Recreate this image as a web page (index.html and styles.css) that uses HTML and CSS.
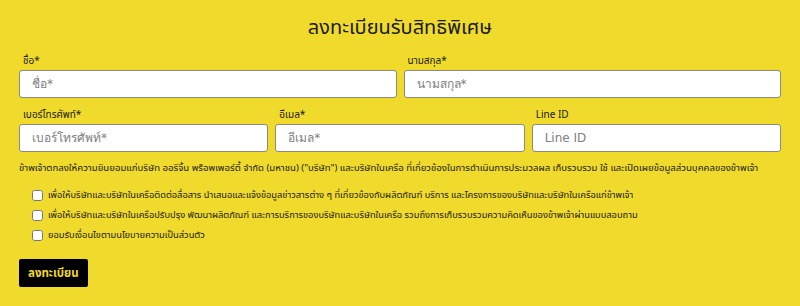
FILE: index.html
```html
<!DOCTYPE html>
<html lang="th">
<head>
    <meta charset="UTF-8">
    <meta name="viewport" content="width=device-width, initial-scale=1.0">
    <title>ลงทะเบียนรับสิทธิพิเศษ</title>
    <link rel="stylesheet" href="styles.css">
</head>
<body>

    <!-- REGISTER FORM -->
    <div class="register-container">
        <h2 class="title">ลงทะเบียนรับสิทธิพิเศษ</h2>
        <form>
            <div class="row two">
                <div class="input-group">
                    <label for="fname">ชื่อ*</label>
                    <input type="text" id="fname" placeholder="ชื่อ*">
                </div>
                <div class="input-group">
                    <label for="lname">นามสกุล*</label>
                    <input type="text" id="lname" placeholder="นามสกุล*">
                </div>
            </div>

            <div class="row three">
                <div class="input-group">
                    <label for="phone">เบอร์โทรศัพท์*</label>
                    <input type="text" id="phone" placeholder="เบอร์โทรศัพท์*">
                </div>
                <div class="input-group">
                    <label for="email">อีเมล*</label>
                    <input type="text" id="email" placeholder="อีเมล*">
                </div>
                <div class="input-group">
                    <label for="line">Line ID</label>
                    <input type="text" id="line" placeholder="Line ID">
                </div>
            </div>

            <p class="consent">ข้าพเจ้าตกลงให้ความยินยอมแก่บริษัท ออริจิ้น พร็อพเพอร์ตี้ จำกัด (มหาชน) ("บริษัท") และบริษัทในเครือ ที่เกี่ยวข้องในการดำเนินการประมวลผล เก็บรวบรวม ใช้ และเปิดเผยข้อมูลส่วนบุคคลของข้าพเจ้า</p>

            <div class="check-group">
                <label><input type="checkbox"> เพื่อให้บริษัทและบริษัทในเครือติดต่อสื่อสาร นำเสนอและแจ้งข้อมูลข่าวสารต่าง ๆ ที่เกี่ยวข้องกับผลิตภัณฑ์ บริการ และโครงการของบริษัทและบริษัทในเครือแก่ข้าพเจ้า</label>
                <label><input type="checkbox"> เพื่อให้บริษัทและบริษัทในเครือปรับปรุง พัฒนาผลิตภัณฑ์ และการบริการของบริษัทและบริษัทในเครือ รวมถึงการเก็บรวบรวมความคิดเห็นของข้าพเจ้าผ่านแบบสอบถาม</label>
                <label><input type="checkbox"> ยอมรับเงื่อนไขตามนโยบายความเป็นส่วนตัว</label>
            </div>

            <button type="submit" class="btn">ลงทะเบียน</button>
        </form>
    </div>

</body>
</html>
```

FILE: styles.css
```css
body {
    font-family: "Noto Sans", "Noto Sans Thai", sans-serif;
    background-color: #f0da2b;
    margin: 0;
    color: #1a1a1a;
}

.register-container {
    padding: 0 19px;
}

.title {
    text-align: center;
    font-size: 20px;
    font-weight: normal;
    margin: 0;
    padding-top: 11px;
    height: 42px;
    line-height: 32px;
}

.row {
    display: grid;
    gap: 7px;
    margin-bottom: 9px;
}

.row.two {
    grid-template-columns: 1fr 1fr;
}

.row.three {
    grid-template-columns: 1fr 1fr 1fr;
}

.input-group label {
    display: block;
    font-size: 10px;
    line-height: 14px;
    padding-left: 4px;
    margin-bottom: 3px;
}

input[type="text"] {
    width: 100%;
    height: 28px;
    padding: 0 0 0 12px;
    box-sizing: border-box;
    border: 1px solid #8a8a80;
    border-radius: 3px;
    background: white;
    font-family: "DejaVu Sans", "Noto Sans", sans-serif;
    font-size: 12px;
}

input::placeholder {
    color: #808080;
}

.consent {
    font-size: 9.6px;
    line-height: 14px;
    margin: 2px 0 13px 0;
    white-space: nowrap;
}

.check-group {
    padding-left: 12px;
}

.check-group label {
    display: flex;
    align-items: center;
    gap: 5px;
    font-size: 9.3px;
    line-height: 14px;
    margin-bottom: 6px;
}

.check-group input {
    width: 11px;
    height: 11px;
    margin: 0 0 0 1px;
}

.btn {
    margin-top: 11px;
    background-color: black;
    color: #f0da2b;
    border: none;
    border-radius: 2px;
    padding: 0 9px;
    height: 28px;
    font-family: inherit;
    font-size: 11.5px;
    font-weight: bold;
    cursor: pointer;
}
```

*THE PROBLEM:*
Pick out each line in the material containing "styles".

*EXPECTED ANSWER:*
Recreate this image as a web page (index.html and styles.css) that uses HTML and CSS.
    <link rel="stylesheet" href="styles.css">
FILE: styles.css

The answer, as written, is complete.